TASK DIRECTIONS: Go through the data and copy every line exactly, but not the images.

************

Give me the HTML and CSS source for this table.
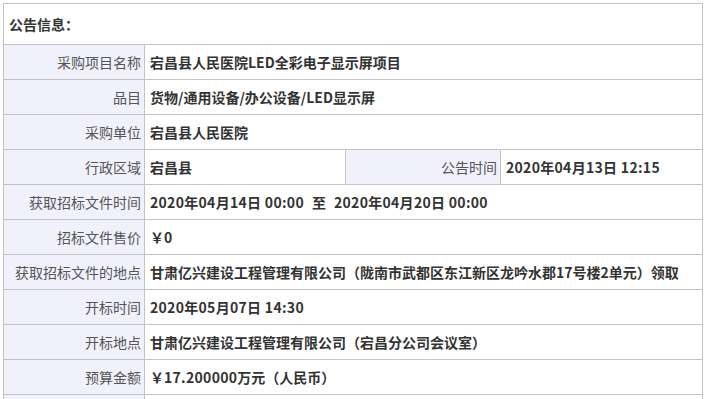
FILE: index.html
```html
<!DOCTYPE html>
<html lang="zh-CN">
<head>
<meta charset="utf-8">
<title>公告信息</title>
<link rel="stylesheet" href="styles.css">
</head>
<body>
<div class="info-table">
  <div class="cell head">公告信息：</div>

  <div class="cell label">采购项目名称</div>
  <div class="cell value span3">宕昌县人民医院LED全彩电子显示屏项目</div>

  <div class="cell label">品目</div>
  <div class="cell value span3">货物/通用设备/办公设备/LED显示屏</div>

  <div class="cell label">采购单位</div>
  <div class="cell value span3">宕昌县人民医院</div>

  <div class="cell label">行政区域</div>
  <div class="cell value">宕昌县</div>
  <div class="cell label">公告时间</div>
  <div class="cell value"><span class="num">2020年04月13日 12:15</span></div>

  <div class="cell label">获取招标文件时间</div>
  <div class="cell value span3"><span class="num">2020年04月14日 00:00</span><span class="sep">至</span><span class="num">2020年04月20日 00:00</span></div>

  <div class="cell label">招标文件售价</div>
  <div class="cell value span3">￥0</div>

  <div class="cell label">获取招标文件的地点</div>
  <div class="cell value span3">甘肃亿兴建设工程管理有限公司（陇南市武都区东江新区龙吟水郡17号楼2单元）领取</div>

  <div class="cell label">开标时间</div>
  <div class="cell value span3"><span class="num">2020年05月07日 14:30</span></div>

  <div class="cell label">开标地点</div>
  <div class="cell value span3">甘肃亿兴建设工程管理有限公司（宕昌分公司会议室）</div>

  <div class="cell label">预算金额</div>
  <div class="cell value span3">￥<span class="num">17.200000</span>万元（人民币）</div>

  <div class="cell label"></div>
  <div class="cell value span3"></div>
</div>
</body>
</html>
```

FILE: styles.css
```css
html, body {
  margin: 0;
  padding: 0;
  background: #ffffff;
}

body {
  padding: 3px 0 0 3px;
  font-family: "Noto Sans CJK SC", "Microsoft YaHei", sans-serif;
  font-size: 14px;
  color: #333333;
}

.info-table {
  width: 700px;
  box-sizing: border-box;
  display: grid;
  grid-template-columns: 140px 200px 154px 201px;
  grid-template-rows: 40px repeat(11, 34px);
  gap: 1px;
  padding: 1px;
  background: #c3c3c3;
}

.cell {
  display: flex;
  align-items: center;
  background: #ffffff;
  white-space: pre;
  overflow: hidden;
  line-height: 1;
}

.head {
  grid-column: 1 / -1;
  padding-left: 5px;
  font-weight: bold;
  color: #333333;
}

.label {
  justify-content: flex-end;
  padding-right: 3px;
  background: #f1f1fc;
  color: #555555;
}

.value {
  padding-left: 5px;
  font-weight: bold;
  color: #333333;
}

.num {
  letter-spacing: 0.3px;
}

.sep {
  padding: 0 8px;
}

.span3 {
  grid-column: 2 / -1;
}
```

************

RESULT OF THE EXERCISE:
Give me the HTML and CSS source for this table.
FILE: index.html
```html
<!DOCTYPE html>
<html lang="zh-CN">
<head>
<meta charset="utf-8">
<title>公告信息</title>
<link rel="stylesheet" href="styles.css">
</head>
<body>
<div class="info-table">
  <div class="cell head">公告信息：</div>

  <div class="cell label">采购项目名称</div>
  <div class="cell value span3">宕昌县人民医院LED全彩电子显示屏项目</div>

  <div class="cell label">品目</div>
  <div class="cell value span3">货物/通用设备/办公设备/LED显示屏</div>

  <div class="cell label">采购单位</div>
  <div class="cell value span3">宕昌县人民医院</div>

  <div class="cell label">行政区域</div>
  <div class="cell value">宕昌县</div>
  <div class="cell label">公告时间</div>
  <div class="cell value"><span class="num">2020年04月13日 12:15</span></div>

  <div class="cell label">获取招标文件时间</div>
  <div class="cell value span3"><span class="num">2020年04月14日 00:00</span><span class="sep">至</span><span class="num">2020年04月20日 00:00</span></div>

  <div class="cell label">招标文件售价</div>
  <div class="cell value span3">￥0</div>

  <div class="cell label">获取招标文件的地点</div>
  <div class="cell value span3">甘肃亿兴建设工程管理有限公司（陇南市武都区东江新区龙吟水郡17号楼2单元）领取</div>

  <div class="cell label">开标时间</div>
  <div class="cell value span3"><span class="num">2020年05月07日 14:30</span></div>

  <div class="cell label">开标地点</div>
  <div class="cell value span3">甘肃亿兴建设工程管理有限公司（宕昌分公司会议室）</div>

  <div class="cell label">预算金额</div>
  <div class="cell value span3">￥<span class="num">17.200000</span>万元（人民币）</div>

  <div class="cell label"></div>
  <div class="cell value span3"></div>
</div>
</body>
</html>
```

FILE: styles.css
```css
html, body {
  margin: 0;
  padding: 0;
  background: #ffffff;
}

body {
  padding: 3px 0 0 3px;
  font-family: "Noto Sans CJK SC", "Microsoft YaHei", sans-serif;
  font-size: 14px;
  color: #333333;
}

.info-table {
  width: 700px;
  box-sizing: border-box;
  display: grid;
  grid-template-columns: 140px 200px 154px 201px;
  grid-template-rows: 40px repeat(11, 34px);
  gap: 1px;
  padding: 1px;
  background: #c3c3c3;
}

.cell {
  display: flex;
  align-items: center;
  background: #ffffff;
  white-space: pre;
  overflow: hidden;
  line-height: 1;
}

.head {
  grid-column: 1 / -1;
  padding-left: 5px;
  font-weight: bold;
  color: #333333;
}

.label {
  justify-content: flex-end;
  padding-right: 3px;
  background: #f1f1fc;
  color: #555555;
}

.value {
  padding-left: 5px;
  font-weight: bold;
  color: #333333;
}

.num {
  letter-spacing: 0.3px;
}

.sep {
  padding: 0 8px;
}

.span3 {
  grid-column: 2 / -1;
}
```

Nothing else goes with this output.